Friday, February 01, 1985

Quis custodiet ipsos custodes?

(This is a review I wrote for the movie Watchmen, and like other reviews on my blog, I wrote it without having seen the movie, back in early February of 2009. While this was written at the request of a friend and published elsewhere, I doubt there will be any legal complications with republishing it here.)

If you read much on the history of the production of the upcoming Watchmen movie, a common phrase that comes up is some variation of "mired in development hell." As this film project passed around for over twenty years from studio to studio, director to director and screenwriter to screenwriter, fans of the original graphic novel have wondered for some time if it was a movie that would ever come to be. Many others, including author Alan Moore, have wondered if it was even a good idea. Of course, Moore is partially biased by his disappointment in previous adaptations of his work to the screen, including The League of Extraordinary Gentlemen and V for Vendetta.

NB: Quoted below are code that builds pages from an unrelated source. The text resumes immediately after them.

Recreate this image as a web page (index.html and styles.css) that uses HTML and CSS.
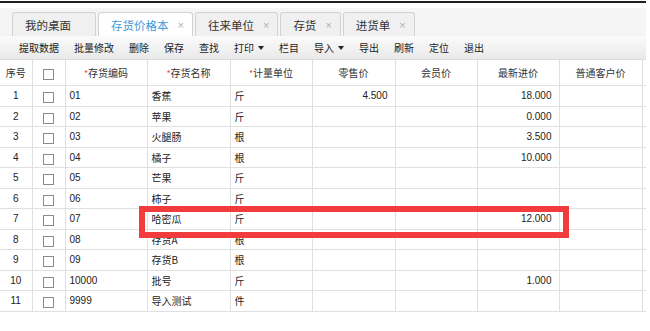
FILE: index.html
```html
<!DOCTYPE html>
<html lang="zh-CN">
<head>
    <meta charset="UTF-8">
    <title>存货价格本</title>
    <link rel="stylesheet" href="styles.css">
</head>
<body>
    <div class="page">
        <div class="top-line"></div>
        <div class="tab-bar">
            <div class="tab first">我的桌面</div>
            <div class="tab active">存货价格本<span class="close">×</span></div>
            <div class="tab">往来单位<span class="close">×</span></div>
            <div class="tab">存货<span class="close">×</span></div>
            <div class="tab">进货单<span class="close">×</span></div>
        </div>
        <div class="toolbar">
            <span class="tool">提取数据</span>
            <span class="tool">批量修改</span>
            <span class="tool">删除</span>
            <span class="tool">保存</span>
            <span class="tool">查找</span>
            <span class="tool">打印<i class="caret"></i></span>
            <span class="tool">栏目</span>
            <span class="tool">导入<i class="caret"></i></span>
            <span class="tool">导出</span>
            <span class="tool">刷新</span>
            <span class="tool">定位</span>
            <span class="tool">退出</span>
        </div>
        <div class="grid-wrap">
            <table class="grid">
                <colgroup>
                    <col class="c-no">
                    <col class="c-chk">
                    <col class="c-82">
                    <col class="c-83">
                    <col class="c-82">
                    <col class="c-83">
                    <col class="c-82">
                    <col class="c-82">
                    <col class="c-83">
                    <col class="c-rest">
                </colgroup>
                <thead>
                    <tr>
                        <th>序号</th>
                        <th><span class="chk"></span></th>
                        <th><span class="req">*</span>存货编码</th>
                        <th><span class="req">*</span>存货名称</th>
                        <th><span class="req">*</span>计量单位</th>
                        <th>零售价</th>
                        <th>会员价</th>
                        <th>最新进价</th>
                        <th>普通客户价</th>
                        <th></th>
                    </tr>
                </thead>
                <tbody>
                    <tr><td class="no">1</td><td class="cb"><span class="chk"></span></td><td class="num-txt">01</td><td>香蕉</td><td>斤</td><td class="num">4.500</td><td></td><td class="num">18.000</td><td></td><td></td></tr>
                    <tr><td class="no">2</td><td class="cb"><span class="chk"></span></td><td class="num-txt">02</td><td>苹果</td><td>斤</td><td></td><td></td><td class="num">0.000</td><td></td><td></td></tr>
                    <tr><td class="no">3</td><td class="cb"><span class="chk"></span></td><td class="num-txt">03</td><td>火腿肠</td><td>根</td><td></td><td></td><td class="num">3.500</td><td></td><td></td></tr>
                    <tr><td class="no">4</td><td class="cb"><span class="chk"></span></td><td class="num-txt">04</td><td>橘子</td><td>根</td><td></td><td></td><td class="num">10.000</td><td></td><td></td></tr>
                    <tr><td class="no">5</td><td class="cb"><span class="chk"></span></td><td class="num-txt">05</td><td>芒果</td><td>斤</td><td></td><td></td><td></td><td></td><td></td></tr>
                    <tr><td class="no">6</td><td class="cb"><span class="chk"></span></td><td class="num-txt">06</td><td>柿子</td><td>斤</td><td></td><td></td><td></td><td></td><td></td></tr>
                    <tr><td class="no">7</td><td class="cb"><span class="chk"></span></td><td class="num-txt">07</td><td>哈密瓜</td><td>斤</td><td></td><td></td><td class="num">12.000</td><td></td><td></td></tr>
                    <tr><td class="no">8</td><td class="cb"><span class="chk"></span></td><td class="num-txt">08</td><td>存货A</td><td>根</td><td></td><td></td><td></td><td></td><td></td></tr>
                    <tr><td class="no">9</td><td class="cb"><span class="chk"></span></td><td class="num-txt">09</td><td>存货B</td><td>根</td><td></td><td></td><td></td><td></td><td></td></tr>
                    <tr><td class="no">10</td><td class="cb"><span class="chk"></span></td><td class="num-txt">10000</td><td>批号</td><td>斤</td><td></td><td></td><td class="num">1.000</td><td></td><td></td></tr>
                    <tr><td class="no">11</td><td class="cb"><span class="chk"></span></td><td class="num-txt">9999</td><td>导入测试</td><td>件</td><td></td><td></td><td></td><td></td><td></td></tr>
                </tbody>
            </table>
            <div class="mark"></div>
        </div>
    </div>
</body>
</html>
```

FILE: styles.css
```css
body {
    margin: 0;
    background-color: #ffffff;
    font-family: "Liberation Sans", "Noto Sans CJK SC", sans-serif;
    color: #222222;
}
.page {
    width: 646px;
}
.top-line {
    margin-top: 1px;
    height: 2px;
    background-color: #1e1e1e;
}
.tab-bar {
    display: flex;
    align-items: flex-end;
    gap: 2px;
    margin-top: 5px;
    height: 28px;
    padding-left: 12px;
    background-color: #f5f5f5;
    box-sizing: border-box;
}
.tab {
    display: flex;
    align-items: center;
    height: 24px;
    padding: 0 8px 0 12px;
    border: 1px solid #d2d2d2;
    border-bottom: none;
    border-radius: 3px 3px 0 0;
    background-color: #f0f0f0;
    font-family: "Noto Sans CJK SC", sans-serif;
    font-size: 11.5px;
    color: #333333;
    box-sizing: border-box;
}
.tab.first {
    padding-right: 24px;
}
.tab.active {
    background-color: #ffffff;
    color: #3d9ad8;
}
.close {
    margin-left: 9px;
    font-family: "Liberation Sans", sans-serif;
    font-size: 11px;
    color: #b0b0b0;
}
.toolbar {
    display: flex;
    align-items: center;
    gap: 15px;
    height: 24px;
    padding-left: 19px;
    background: linear-gradient(#fbfbfb, #e9e9e9);
    border-bottom: 1px solid #dcdcdc;
    font-family: "Noto Sans CJK SC", sans-serif;
    font-size: 10px;
    color: #222222;
    box-sizing: border-box;
}
.tool {
    display: flex;
    align-items: center;
}
.caret {
    display: inline-block;
    margin-left: 4px;
    border-left: 3px solid transparent;
    border-right: 3px solid transparent;
    border-top: 4px solid #222222;
}
.grid-wrap {
    position: relative;
}
.grid {
    width: 646px;
    table-layout: fixed;
    border-collapse: collapse;
    font-size: 10px;
}
.c-no { width: 32px; }
.c-chk { width: 33px; }
.c-82 { width: 82px; }
.c-83 { width: 83px; }
.c-rest { width: 4px; }
.grid th,
.grid td {
    padding: 0 4px;
    border-right: 1px solid #e0e0e0;
    border-bottom: 1px solid #e0e0e0;
    white-space: nowrap;
    overflow: hidden;
    font-family: "Noto Sans CJK SC", sans-serif;
}
.grid th {
    height: 25px;
    font-weight: normal;
    color: #333333;
    text-align: center;
}
.grid td {
    height: 19.5px;
}
.grid th:last-child,
.grid td:last-child {
    padding: 0;
    border-right: none;
}
.grid td.no {
    text-align: center;
    font-family: "Liberation Sans", sans-serif;
}
.grid td.num-txt {
    font-family: "Liberation Sans", sans-serif;
}
.grid td.num {
    padding-right: 7px;
    text-align: right;
    font-family: "Liberation Sans", sans-serif;
}
.grid td.cb {
    text-align: center;
}
.req {
    color: #f04848;
    font-size: 9px;
}
.chk {
    display: inline-block;
    width: 11px;
    height: 11px;
    border: 1px solid #8a8a8a;
    background-color: #ffffff;
    box-sizing: border-box;
    vertical-align: middle;
}
.mark {
    position: absolute;
    left: 139px;
    top: 146px;
    width: 430px;
    height: 32px;
    border: 6px solid #f23b3d;
    box-sizing: border-box;
}
```
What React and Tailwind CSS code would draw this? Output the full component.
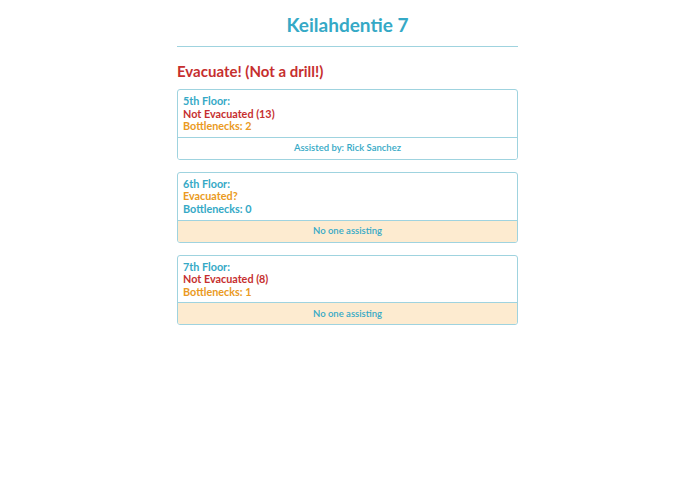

While the silver screen has at various times managed to give us excellent adaptations of stories originally told in the medium of comics, there is no guarantee that the two visual media are a match made in heaven. While bold visual effects can easily enhance our enjoyment of watching Spider-man or Batman in action, no medium is better than any other as a vehicle for character development. It's got to be a lot easier to outline Bruce Wayne's childhood in a fifteen-minute exposition than it it will be to expand on the forty-plus year history of about a dozen superheroes who all play a part in the unfolding of Moore's multilayered comic masterpiece. One of the challenges for a cinematic adaptation of this work is the condensing of over 300 pages at nine panels per page into Hollywood's required less than three hours' screen time and not lose anything significant in the translation. Director Terry Gilliam, one of the people attached to the project in its earliest negotiation stages, eventually declined to direct the film for that very reason. Suggesting it would be better as a television miniseries, he simply couldn't see it reduced to two-an-a-half hours. Watchmen, a story taking place in a parallel 1985 in which superheroes are real, America won the Vietnam War, and Nixon is still in office, follows the investigation of the murder of the Comedian, one of the few masked heroes still active after the passage of a law outlawing them in 1977. Along the way, the characters come to life, the plot unfolds into a complex conspiracy, and a number of philosophical questions arise that will challenge the readers' sense of morality. Is there a screen big enough to hold that?

The story is an intricate web of interconnected plot threads and dialogue with double and even triple meaning and visual effects that by their nature would not lend themselves to any other medium but comics. While some comics seem to mirror the conventions of cinema, Moore and artist Dave Gibbons crafted a book that virtually made its own conventions, exploring comics (and the comic-book genre of super-heroes) as only comics can do. While some movies have managed to play with the convention of a plot that moves fairly uniformly forward in time, it is the nature of comics that since time is represented spatially from panel to panel and page to page, and thus the reader can choose interactively to go backwards and time and review a scene they have already experienced to gather more information. Actually, in one chapter of the book, the character Dr. Manhattan reveals that, in his ability to see the future, all of time seems to him more like a series of still pictures than a continuous unwinding of a thread, no doubt a veiled reference to the very medium of comics. Moore seems to be saying through his character that it's better to have the whole story at once in the palm of one's hand than to see it speed past past completely out of one's control.

Still, what with everything, the fact that Watchmen is not likely to live up to the book is hardly something that makes it unique. How often does one hear a moviegoer exiting the theater and saying, "The book was better."? It's almost an essential part of the movie experience for every movie with an adapted screenplay. No true fan of the Narnia, Harry Potter, or Lord of the Rings books went to the movies based on them and found them to be completely faithful and worthy adaptations; yet they went, and enjoyed them immensely. Movie adaptations are just that: adaptations. It's simply not possible to put a novel on a screen, because that's not what a novel is. Perhaps Moore doesn't like film adaptations of his work because he hopes to see his work on the screen, but it's not there; and it's not there because Moore wrote a comic book, not a screenplay.

Fans of the comic book who are wary of the movie adaptation perhaps need to remember this themselves. A little less than a quarter-century ago, Watchmen the comic came out, and in less than a month, Watchmen the movie will come out. They are two separate entities that will likely bear a strong resemblance to one another, but by their nature cannot be the same thing. For some time, comics fans have raved about Watchmen as one of the greatest comic books of all time. Does this reflect on the upcoming movie? Come early March, moviegoers will be able to judge for themselves.